Stilpo had a long-standing relationship with a ‘hetera’ named Nicarete. He had a daughter, whose name is not documented but it is said, she was married to Stilpo’s friend, a Syracuse citizen called Simias, though none of these accounts are fully credible. It is claimed that the daughter, supposedly an illegitimate progeny, was a nymphomaniac.
Stilpo and the Boy
Legend states that Stilpo, when inebriated, once saw a young boy frolicking merrily in a garden, heedless of the world around. The sheer pleasure reflected by this boy’s demeanour hit Stilpo like a sledgehammer- that true happiness can only be found when the mind is rid of all unnecessary desires and wants. Stilpo flung his cruet, renounced his vices and went in pursuit for true happiness through the various schools of thoughts that flourished during his era.
Numerous but unverifiable accounts claim that Stilpo studied directly under various thinkers including Euclid and Thrasymachus, while other historical evidence indicate he may have studied at schools established by these great Grecian thinkers.

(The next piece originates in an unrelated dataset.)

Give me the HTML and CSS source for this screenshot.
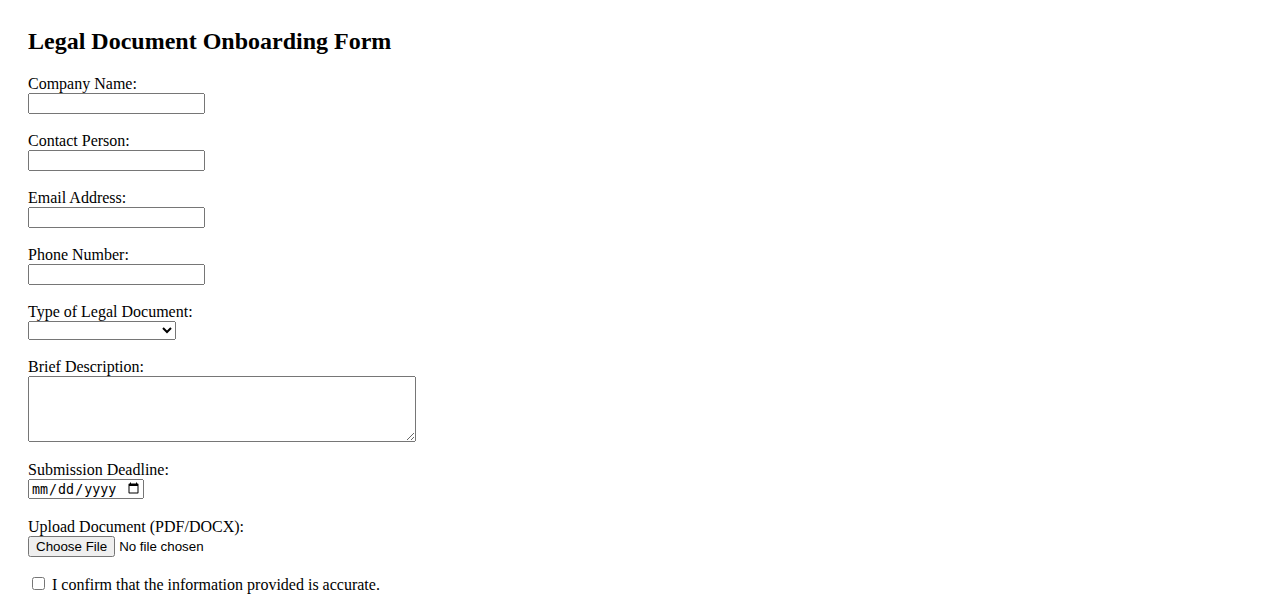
FILE: index.html
```html
<!DOCTYPE html>
<html>
<head>
<meta charset="utf-8">
<title>Legal Document Onboarding Form</title>
<link rel="stylesheet" href="styles.css">
</head>
<body>
<div class="page">
  <h2 class="title">Legal Document Onboarding Form</h2>
  <form class="form">
    <div class="field">
      <label class="label" for="company">Company Name:</label>
      <div><input class="text" type="text" id="company"></div>
    </div>
    <div class="field">
      <label class="label" for="contact">Contact Person:</label>
      <div><input class="text" type="text" id="contact"></div>
    </div>
    <div class="field">
      <label class="label" for="email">Email Address:</label>
      <div><input class="text" type="email" id="email"></div>
    </div>
    <div class="field">
      <label class="label" for="phone">Phone Number:</label>
      <div><input class="text" type="tel" id="phone"></div>
    </div>
    <div class="field">
      <label class="label" for="doctype">Type of Legal Document:</label>
      <div><select class="select" id="doctype"><option></option></select></div>
    </div>
    <div class="field">
      <label class="label" for="desc">Brief Description:</label>
      <div><textarea class="area" id="desc" rows="4" cols="50"></textarea></div>
    </div>
    <div class="field">
      <label class="label" for="deadline">Submission Deadline:</label>
      <div><input class="date" type="date" id="deadline"></div>
    </div>
    <div class="field">
      <label class="label" for="upload">Upload Document (PDF/DOCX):</label>
      <div><input class="file" type="file" id="upload"></div>
    </div>
    <div class="field check">
      <input type="checkbox" id="confirm"> <label for="confirm">I confirm that the information provided is accurate.</label>
    </div>
  </form>
</div>
</body>
</html>
```
FILE: styles.css
```css
body {
  margin: 8px;
  font-family: "Liberation Serif", "Times New Roman", serif;
  font-size: 16px;
  color: #000;
  background: #fff;
}
.page {
  padding: 20px;
}
.title {
  margin: 0 0 20px 0;
  font-size: 24px;
  font-weight: bold;
}
.form {
  display: flex;
  flex-direction: column;
  gap: 18px;
}
.label {
  display: block;
}
.text {
  width: 177px;
  box-sizing: border-box;
}
.select {
  width: 148px;
}
.area {
  display: block;
  width: 388px;
  height: 66px;
  box-sizing: border-box;
  margin-bottom: 1px;
}
.date {
  width: 116px;
  height: 20px;
  box-sizing: border-box;
  margin-bottom: 1px;
}
.check {
  margin-top: -1px;
}
```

Regardless, Stilpo later lived a sober and chaste life. His past experience with lasciviousness was put to practical use: Stilpo applied moral precepts of the various schools of thoughts about happiness to deal with the intrinsic, avaricious proclivities of individuals. Stilpo believed, the young boy he had seen playing carefree, was a perfect personification about how humans should live their life.

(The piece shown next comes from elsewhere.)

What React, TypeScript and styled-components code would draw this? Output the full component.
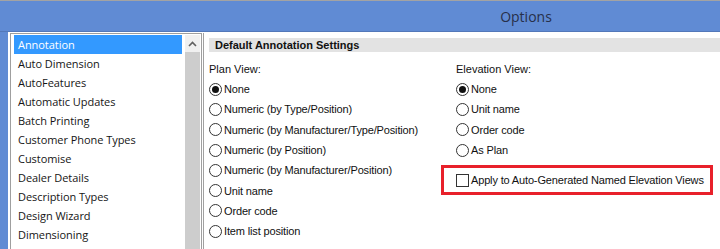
import React, { FC } from 'react';
import styled, { createGlobalStyle } from 'styled-components';

const GlobalStyle = createGlobalStyle`
	html, body {
		margin: 0;
		padding: 0;
		background: #ffffff;
	}
	body {
		font-family: 'Liberation Sans', Arial, sans-serif;
	}
`;

const categories = [
	'Annotation',
	'Auto Dimension',
	'AutoFeatures',
	'Automatic Updates',
	'Batch Printing',
	'Customer Phone Types',
	'Customise',
	'Dealer Details',
	'Description Types',
	'Design Wizard',
	'Dimensioning',
];

const planOptions = [
	'None',
	'Numeric (by Type/Position)',
	'Numeric (by Manufacturer/Type/Position)',
	'Numeric (by Position)',
	'Numeric (by Manufacturer/Position)',
	'Unit name',
	'Order code',
	'Item list position',
];

const elevationOptions = ['None', 'Unit name', 'Order code', 'As Plan'];

type RadioRowProps = {
	label: string;
	checked?: boolean;
};

const RadioRow: FC<RadioRowProps> = ({ label, checked }) => (
	<OptionRow>
		<RadioCircle>{checked && <RadioDot />}</RadioCircle>
		<OptionText>{label}</OptionText>
	</OptionRow>
);

const ScrollUpArrow: FC = () => (
	<svg width="9" height="6" viewBox="0 0 9 6">
		<path d="M1 5 L4.5 1.5 L8 5" fill="none" stroke="#606060" strokeWidth="1.6" />
	</svg>
);

export const App: FC = () => (
	<Window>
		<GlobalStyle />
		<TitleBar>
			<Title>Options</Title>
		</TitleBar>
		<Body>
			<FrameEdge />
			<Workspace>
				<ListBox>
					<Items>
						{categories.map((name, i) => (
							<Item key={name} selected={i === 0}>
								{name}
							</Item>
						))}
					</Items>
					<ScrollBar>
						<ScrollButton>
							<ScrollUpArrow />
						</ScrollButton>
						<ScrollTrack />
					</ScrollBar>
				</ListBox>
				<Panel>
					<SectionHeader>Default Annotation Settings</SectionHeader>
					<Columns>
						<Column>
							<ColumnLabel>Plan View:</ColumnLabel>
							{planOptions.map((opt, i) => (
								<RadioRow key={opt} label={opt} checked={i === 0} />
							))}
						</Column>
						<Column>
							<ColumnLabel>Elevation View:</ColumnLabel>
							{elevationOptions.map((opt, i) => (
								<RadioRow key={opt} label={opt} checked={i === 0} />
							))}
							<Highlight>
								<CheckBox />
								<OptionText>Apply to Auto-Generated Named Elevation Views</OptionText>
							</Highlight>
						</Column>
					</Columns>
				</Panel>
			</Workspace>
		</Body>
	</Window>
);

const Window = styled.div`
	width: 720px;
	height: 249px;
	overflow: hidden;
	display: flex;
	flex-direction: column;
	background: #ffffff;
	border-top: 1px solid #a3a3a3;
	box-sizing: border-box;
`;

const TitleBar = styled.div`
	height: 30px;
	flex-shrink: 0;
	background: #608bd4;
	border-bottom: 1px solid #5378b9;
	display: flex;
	align-items: center;
	justify-content: center;
	padding-left: 332px;
`;

const Title = styled.span`
	font-family: 'Open Sans', 'Liberation Sans', sans-serif;
	font-size: 14px;
	color: #27304a;
`;

const Body = styled.div`
	flex: 1;
	display: flex;
	min-height: 0;
`;

const FrameEdge = styled.div`
	width: 8px;
	flex-shrink: 0;
	background: #608bd4;
`;

const Workspace = styled.div`
	flex: 1;
	display: flex;
	padding: 1px 0 0 2px;
	gap: 1px;
	min-width: 0;
`;

const ListBox = styled.div`
	width: 192px;
	flex-shrink: 0;
	display: flex;
	gap: 3px;
	padding: 1px 1px 0 3px;
	border: 1px solid #9f9f9f;
	border-bottom: none;
	box-sizing: border-box;
`;

const Items = styled.div`
	width: 168px;
	display: flex;
	flex-direction: column;
`;

const Item = styled.div<{ selected?: boolean }>`
	height: 19px;
	flex-shrink: 0;
	display: flex;
	align-items: center;
	padding-left: 4px;
	font-family: 'Open Sans', 'Liberation Sans', sans-serif;
	font-size: 11px;
	letter-spacing: -0.05px;
	color: ${(props) => (props.selected ? '#ffffff' : '#151515')};
	background: ${(props) => (props.selected ? '#3399ff' : 'transparent')};
	white-space: nowrap;
`;

const ScrollBar = styled.div`
	width: 15px;
	display: flex;
	flex-direction: column;
`;

const ScrollButton = styled.div`
	height: 17px;
	background: #f0f0f0;
	display: flex;
	align-items: center;
	justify-content: center;
`;

const ScrollTrack = styled.div`
	flex: 1;
	background: #cdcdcd;
`;

const Panel = styled.div`
	flex: 1;
	border-left: 1px solid #a0a0a0;
	padding: 5px 0 0 5px;
	min-width: 0;
`;

const SectionHeader = styled.div`
	height: 14px;
	background: #e3e3e3;
	padding-left: 6px;
	font-size: 11px;
	font-weight: bold;
	line-height: 14px;
	color: #111111;
`;

const Columns = styled.div`
	display: flex;
	margin-top: 7px;
`;

const Column = styled.div`
	width: 247px;
	display: flex;
	flex-direction: column;
`;

const ColumnLabel = styled.div`
	height: 20px;
	display: flex;
	align-items: center;
	font-size: 11px;
	color: #111111;
`;

const OptionRow = styled.div`
	height: 20.3px;
	display: flex;
	align-items: center;
	gap: 2px;
`;

const OptionText = styled.span`
	font-size: 11px;
	color: #111111;
	white-space: nowrap;
	letter-spacing: -0.15px;
`;

const RadioCircle = styled.span`
	width: 13px;
	height: 13px;
	box-sizing: border-box;
	border: 1px solid #333333;
	border-radius: 50%;
	background: #ffffff;
	display: flex;
	align-items: center;
	justify-content: center;
	flex-shrink: 0;
`;

const RadioDot = styled.span`
	width: 7px;
	height: 7px;
	border-radius: 50%;
	background: #111111;
`;

const Highlight = styled.div`
	width: 272px;
	height: 30px;
	box-sizing: border-box;
	margin: 5px 0 0 -15px;
	border: 3px solid #e8202a;
	display: flex;
	align-items: center;
	gap: 2px;
	padding-left: 12px;
`;

const CheckBox = styled.span`
	width: 13px;
	height: 13px;
	box-sizing: border-box;
	border: 1px solid #333333;
	background: #ffffff;
	flex-shrink: 0;
`;

export default App;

Stilpo preached that humans are the architects of their own sorrows and evils- both, physical and mental because desires can never be fulfilled truly. Each desire, once achieved, creates a bigger one in the human mind till they dominate the human mind and resultant actions. This vicious cycle is ceaseless and deprives humans of all happiness they would otherwise have enjoyed, if they lived a life bereft of unnecessary desires and wants.
Stilpo ardently practiced what he preached. One of his favourite subjects of study was politics and it is believed, he could predict the outcome of any war, depending upon the psychology or morale of the home and enemy troops.
Ptolemy Soter, a general of Alexander the Great was an aficionado of Stiplo’s teachings. Upon conquering Megara from the ruler Antigonus following a war, he offered Stilpo the opportunity to work with him as an advisor in politics and accompany him on the conquest of Egypt. To entice Stilpo, the ruler gifted him a mini fortune.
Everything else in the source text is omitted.